Yes, the same Assist pipeline handles both. Voice requires the Wyoming add-ons (faster-whisper for speech-to-text, Piper for text-to-speech, openWakeWord for wake word) in addition to the Ollama conversation agent. Text-only works the moment the conversation agent is attached to a pipeline, through the Assist chat window in the sidebar.
Testing with text first is faster for debugging, since you remove the wake word and audio pipeline as variables and can confirm the model itself is calling the right entities before adding voice hardware.
What hardware do I need for the full Assist voice pipeline, not just the LLM?
Home Assistant itself plus the Wyoming voice add-ons (faster-whisper, Piper, openWakeWord) run comfortably on a Raspberry Pi 5 with 16 GB RAM. The LLM is the heavier piece and is better run separately, on a machine with at least 8 GB VRAM. Voice satellites for additional rooms, ESP32-based microphone and speaker boards, cost around $15 each.
Running Home Assistant, the voice add-ons, and Ollama all on one box works for testing, but splitting the LLM onto its own GPU machine avoids the Pi becoming the bottleneck once you have more than one or two satellites talking to it.

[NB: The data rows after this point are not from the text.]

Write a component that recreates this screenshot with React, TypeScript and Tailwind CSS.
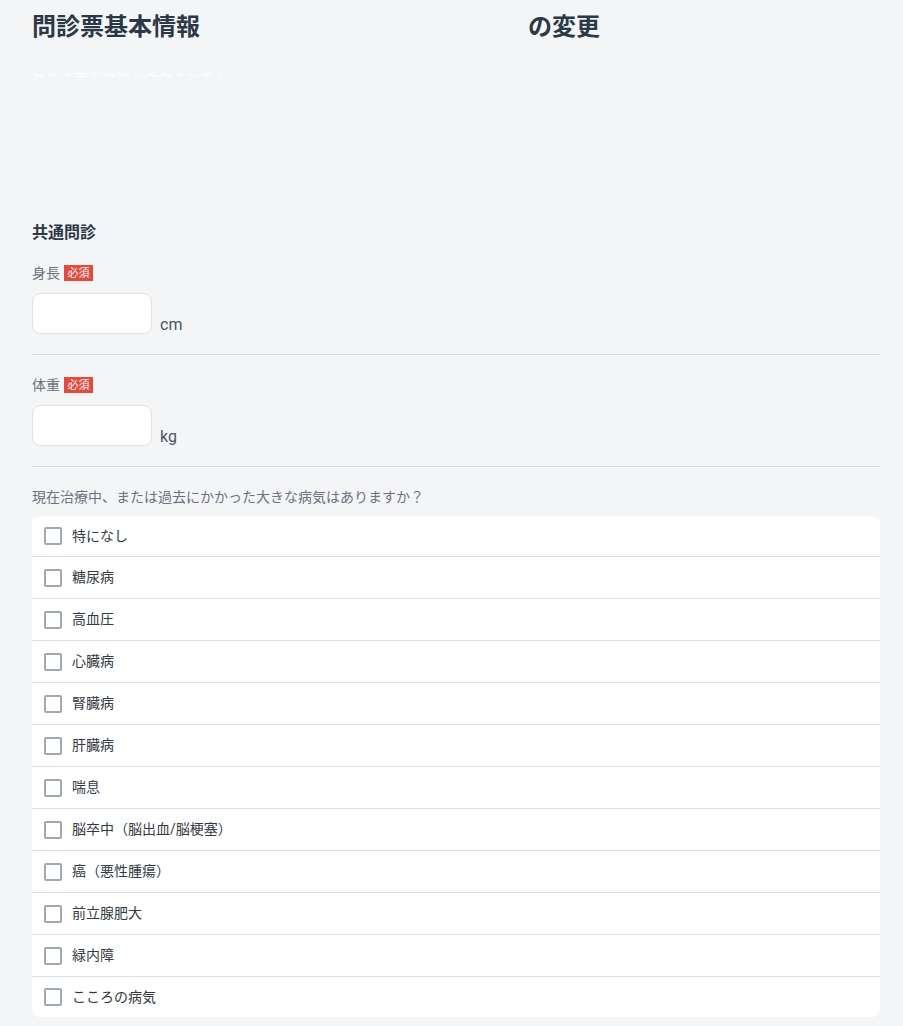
import React from 'react';

const diseases = [
  '特になし',
  '糖尿病',
  '高血圧',
  '心臓病',
  '腎臓病',
  '肝臓病',
  '喘息',
  '脳卒中（脳出血/脳梗塞）',
  '癌（悪性腫瘍）',
  '前立腺肥大',
  '緑内障',
  'こころの病気',
];

const Required = () => (
  <span className="ml-1 inline-flex h-[16px] w-[29px] items-center justify-center bg-[#e5493a] text-[11px] leading-none text-white">
    必須
  </span>
);

const NumberField = ({ label, unit }: { label: string; unit: string }) => (
  <div className="pt-[20px]">
    <div className="flex items-center text-[14px] leading-[20px] text-[#6b7280]">
      {label}
      <Required />
    </div>
    <div className="mt-[10px] flex items-end">
      <input
        type="text"
        className="h-[41px] w-[120px] rounded-[8px] border border-[#dfe3e8] bg-white px-3 outline-none"
      />
      <span className="mb-[1px] ml-2 text-[16px] leading-none text-[#4a5563]">{unit}</span>
    </div>
    <div className="mt-[20px] h-px bg-[#d3dce6]" />
  </div>
);

const App = () => {
  return (
    <div
      className="min-h-[1026px] bg-[#f4f5f7] pl-8 pr-[23px]"
      style={{ fontFamily: "Roboto, 'Noto Sans CJK JP', sans-serif" }}
    >
      <div className="flex pt-[12px] text-[24px] font-bold leading-[30px] text-[#2b3947]">
        <h1 className="w-[496px]">問診票基本情報</h1>
        <span>の変更</span>
      </div>

      <div className="mt-[31px] h-[4px] overflow-hidden">
        <p className="-mt-[10px] text-[14px] leading-[14px] text-white">ここで基本情報を変更できます</p>
      </div>

      <h2 className="mt-[146px] text-[16px] font-bold leading-[20px] text-[#2b3947]">共通問診</h2>

      <NumberField label="身長" unit="cm" />
      <NumberField label="体重" unit="kg" />

      <p className="mt-[20px] text-[14px] leading-[20px] text-[#6b7280]">
        現在治療中、または過去にかかった大きな病気はありますか？
      </p>

      <ul className="mt-[9px] overflow-hidden rounded-[8px] bg-white">
        {diseases.map((d, i) => (
          <li
            key={d}
            className={
              i === 0
                ? 'flex h-[41px] items-center border-b border-[#d5e1ec] pl-3'
                : i < diseases.length - 1
                  ? 'flex h-[42px] items-center border-b border-[#d5e1ec] pl-3'
                  : 'flex h-[40px] items-center pl-3'
            }
          >
            <span className="h-[18px] w-[18px] rounded-[2px] border-2 border-[#a0a9b3] bg-white" />
            <span className="ml-[10px] text-[14px] text-[#333a44]">{d}</span>
          </li>
        ))}
      </ul>
    </div>
  );
};

export default App;
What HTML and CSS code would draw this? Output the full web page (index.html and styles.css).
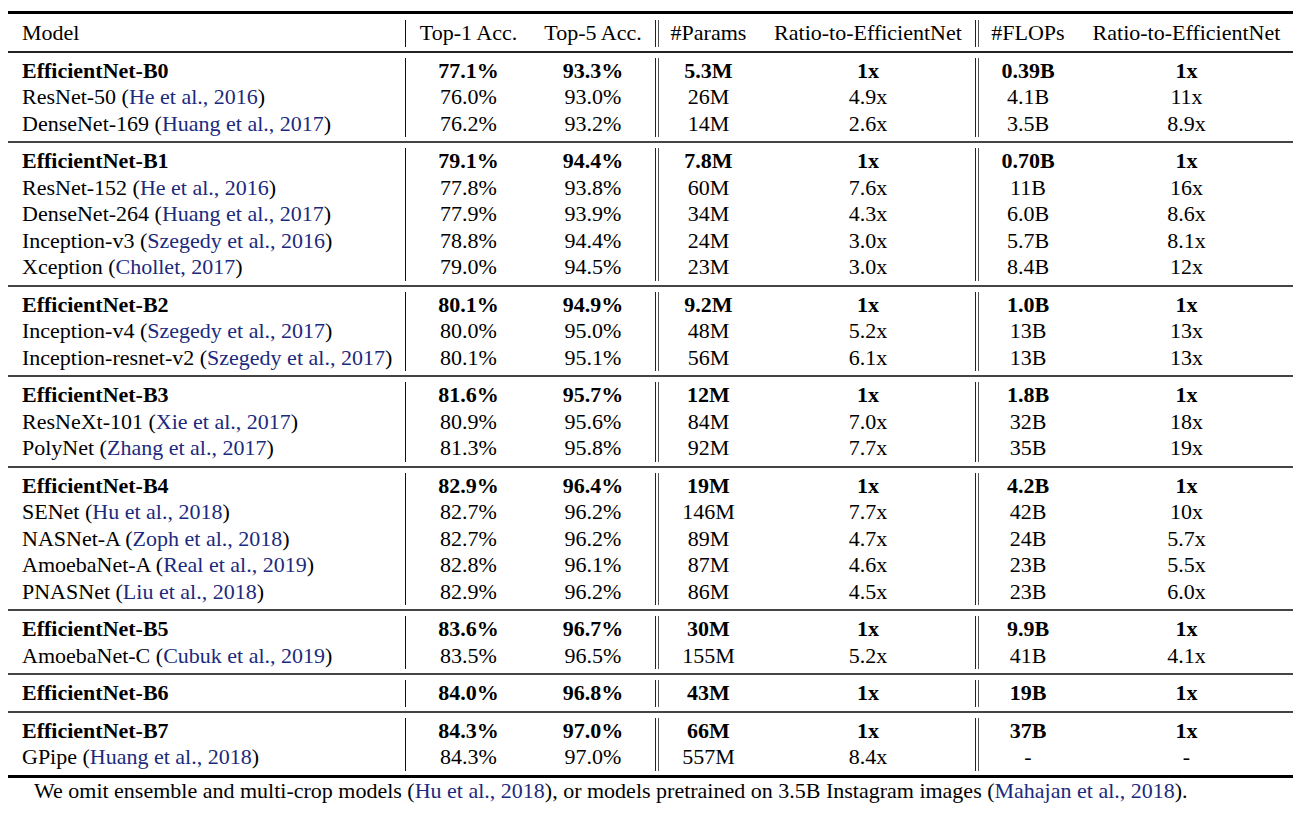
FILE: index.html
```html
<!DOCTYPE html>
<html>
<head>
<meta charset="utf-8">
<link rel="stylesheet" href="styles.css">
</head>
<body>
<div class="page">
<div class="toprule"></div>
<table class="tbl">
<colgroup>
<col class="c-model"><col class="c-top1"><col class="c-top5"><col class="c-params"><col class="c-ratio1"><col class="c-flops"><col class="c-ratio2">
</colgroup>
<tr class="gap-top"><td colspan="7"></td></tr>
<tr>
<td class="model">Model</td><td class="v1">Top-1 Acc.</td><td>Top-5 Acc.</td><td class="v2">#Params</td><td>Ratio-to-EfficientNet</td><td class="v2">#FLOPs</td><td>Ratio-to-EfficientNet</td>
</tr>
<tr class="sep"><td colspan="7"><div class="rule head"></div></td></tr>

<tr class="b"><td class="model">EfficientNet-B0</td><td class="v1">77.1%</td><td>93.3%</td><td class="v2">5.3M</td><td>1x</td><td class="v2">0.39B</td><td>1x</td></tr>
<tr><td class="model">ResNet-50 (<span class="cite">He et al., 2016</span>)</td><td class="v1">76.0%</td><td>93.0%</td><td class="v2">26M</td><td>4.9x</td><td class="v2">4.1B</td><td>11x</td></tr>
<tr><td class="model">DenseNet-169 (<span class="cite">Huang et al., 2017</span>)</td><td class="v1">76.2%</td><td>93.2%</td><td class="v2">14M</td><td>2.6x</td><td class="v2">3.5B</td><td>8.9x</td></tr>
<tr class="sep"><td colspan="7"><div class="rule"></div></td></tr>

<tr class="b"><td class="model">EfficientNet-B1</td><td class="v1">79.1%</td><td>94.4%</td><td class="v2">7.8M</td><td>1x</td><td class="v2">0.70B</td><td>1x</td></tr>
<tr><td class="model">ResNet-152 (<span class="cite">He et al., 2016</span>)</td><td class="v1">77.8%</td><td>93.8%</td><td class="v2">60M</td><td>7.6x</td><td class="v2">11B</td><td>16x</td></tr>
<tr><td class="model">DenseNet-264 (<span class="cite">Huang et al., 2017</span>)</td><td class="v1">77.9%</td><td>93.9%</td><td class="v2">34M</td><td>4.3x</td><td class="v2">6.0B</td><td>8.6x</td></tr>
<tr><td class="model">Inception-v3 (<span class="cite">Szegedy et al., 2016</span>)</td><td class="v1">78.8%</td><td>94.4%</td><td class="v2">24M</td><td>3.0x</td><td class="v2">5.7B</td><td>8.1x</td></tr>
<tr><td class="model">Xception (<span class="cite">Chollet, 2017</span>)</td><td class="v1">79.0%</td><td>94.5%</td><td class="v2">23M</td><td>3.0x</td><td class="v2">8.4B</td><td>12x</td></tr>
<tr class="sep"><td colspan="7"><div class="rule"></div></td></tr>

<tr class="b"><td class="model">EfficientNet-B2</td><td class="v1">80.1%</td><td>94.9%</td><td class="v2">9.2M</td><td>1x</td><td class="v2">1.0B</td><td>1x</td></tr>
<tr><td class="model">Inception-v4 (<span class="cite">Szegedy et al., 2017</span>)</td><td class="v1">80.0%</td><td>95.0%</td><td class="v2">48M</td><td>5.2x</td><td class="v2">13B</td><td>13x</td></tr>
<tr><td class="model">Inception-resnet-v2 (<span class="cite">Szegedy et al., 2017</span>)</td><td class="v1">80.1%</td><td>95.1%</td><td class="v2">56M</td><td>6.1x</td><td class="v2">13B</td><td>13x</td></tr>
<tr class="sep"><td colspan="7"><div class="rule"></div></td></tr>

<tr class="b"><td class="model">EfficientNet-B3</td><td class="v1">81.6%</td><td>95.7%</td><td class="v2">12M</td><td>1x</td><td class="v2">1.8B</td><td>1x</td></tr>
<tr><td class="model">ResNeXt-101 (<span class="cite">Xie et al., 2017</span>)</td><td class="v1">80.9%</td><td>95.6%</td><td class="v2">84M</td><td>7.0x</td><td class="v2">32B</td><td>18x</td></tr>
<tr><td class="model">PolyNet (<span class="cite">Zhang et al., 2017</span>)</td><td class="v1">81.3%</td><td>95.8%</td><td class="v2">92M</td><td>7.7x</td><td class="v2">35B</td><td>19x</td></tr>
<tr class="sep"><td colspan="7"><div class="rule"></div></td></tr>

<tr class="b"><td class="model">EfficientNet-B4</td><td class="v1">82.9%</td><td>96.4%</td><td class="v2">19M</td><td>1x</td><td class="v2">4.2B</td><td>1x</td></tr>
<tr><td class="model">SENet (<span class="cite">Hu et al., 2018</span>)</td><td class="v1">82.7%</td><td>96.2%</td><td class="v2">146M</td><td>7.7x</td><td class="v2">42B</td><td>10x</td></tr>
<tr><td class="model">NASNet-A (<span class="cite">Zoph et al., 2018</span>)</td><td class="v1">82.7%</td><td>96.2%</td><td class="v2">89M</td><td>4.7x</td><td class="v2">24B</td><td>5.7x</td></tr>
<tr><td class="model">AmoebaNet-A (<span class="cite">Real et al., 2019</span>)</td><td class="v1">82.8%</td><td>96.1%</td><td class="v2">87M</td><td>4.6x</td><td class="v2">23B</td><td>5.5x</td></tr>
<tr><td class="model">PNASNet (<span class="cite">Liu et al., 2018</span>)</td><td class="v1">82.9%</td><td>96.2%</td><td class="v2">86M</td><td>4.5x</td><td class="v2">23B</td><td>6.0x</td></tr>
<tr class="sep"><td colspan="7"><div class="rule"></div></td></tr>

<tr class="b"><td class="model">EfficientNet-B5</td><td class="v1">83.6%</td><td>96.7%</td><td class="v2">30M</td><td>1x</td><td class="v2">9.9B</td><td>1x</td></tr>
<tr><td class="model">AmoebaNet-C (<span class="cite">Cubuk et al., 2019</span>)</td><td class="v1">83.5%</td><td>96.5%</td><td class="v2">155M</td><td>5.2x</td><td class="v2">41B</td><td>4.1x</td></tr>
<tr class="sep"><td colspan="7"><div class="rule"></div></td></tr>

<tr class="b"><td class="model">EfficientNet-B6</td><td class="v1">84.0%</td><td>96.8%</td><td class="v2">43M</td><td>1x</td><td class="v2">19B</td><td>1x</td></tr>
<tr class="sep"><td colspan="7"><div class="rule"></div></td></tr>

<tr class="b"><td class="model">EfficientNet-B7</td><td class="v1">84.3%</td><td>97.0%</td><td class="v2">66M</td><td>1x</td><td class="v2">37B</td><td>1x</td></tr>
<tr><td class="model">GPipe (<span class="cite">Huang et al., 2018</span>)</td><td class="v1">84.3%</td><td>97.0%</td><td class="v2">557M</td><td>8.4x</td><td class="v2">-</td><td>-</td></tr>
<tr class="gap-bot"><td colspan="7"></td></tr>
</table>
<div class="bottomrule"></div>
<p class="note">We omit ensemble and multi-crop models (<span class="cite">Hu et al., 2018</span>), or models pretrained on 3.5B Instagram images (<span class="cite">Mahajan et al., 2018</span>).</p>
</div>
</body>
</html>
```

FILE: styles.css
```css
html, body {
  margin: 0;
  padding: 0;
  background: #fff;
}

body {
  font-family: "Liberation Serif", "Times New Roman", serif;
  font-size: 22px;
  color: #000;
}

.page {
  padding: 11px 9px 0 8px;
}

.toprule,
.bottomrule {
  height: 3px;
  background: #000;
  width: 1285px;
}

.tbl {
  width: 1285px;
  table-layout: fixed;
  border-collapse: separate;
  border-spacing: 0;
}

.c-model { width: 397px; }
.c-top1 { width: 126px; }
.c-top5 { width: 124px; }
.c-params { width: 106px; }
.c-ratio1 { width: 214px; }
.c-flops { width: 105px; }
.c-ratio2 { width: 213px; }

.tbl td {
  padding: 0;
  height: 26.5px;
  line-height: 26.5px;
  text-align: center;
  white-space: nowrap;
  vertical-align: middle;
}

.tbl td.model {
  text-align: left;
  padding-left: 14px;
}

.tbl td.v1 {
  border-left: 1px solid #111;
}

.tbl td.v2 {
  border-left: 1px solid #222;
  box-shadow: inset 2px 0 0 #fff, inset 3px 0 0 #555;
}

.tbl tr.b td {
  font-weight: bold;
}

.tbl tr.sep td {
  height: auto;
  line-height: 0;
  padding: 4px 0 5px;
  border: none;
  box-shadow: none;
}

.tbl tr.gap-top td {
  height: 6px;
  line-height: 0;
  padding: 0;
}

.tbl tr.gap-bot td {
  height: 4px;
  line-height: 0;
  padding: 0;
}

.rule {
  height: 2px;
  background: #444;
}

.rule.head {
  background: #222;
}

.cite {
  color: #1b2a7c;
}

.note {
  margin: 0;
  padding-left: 26px;
  line-height: 26px;
}
```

Is running a local LLM with Home Assistant free?
The software is free. Home Assistant, Ollama, the Wyoming add-ons, and the Home-LLM integration are all open source with no subscription. Your only cost is hardware: a GPU with 8 GB VRAM if you do not already own one, or renting one by the hour to test before buying.
This compares to Home Assistant Cloud's Nabu Casa subscription, which costs $6.50 a month and includes a cloud conversation agent, but sends commands and audio outside your network.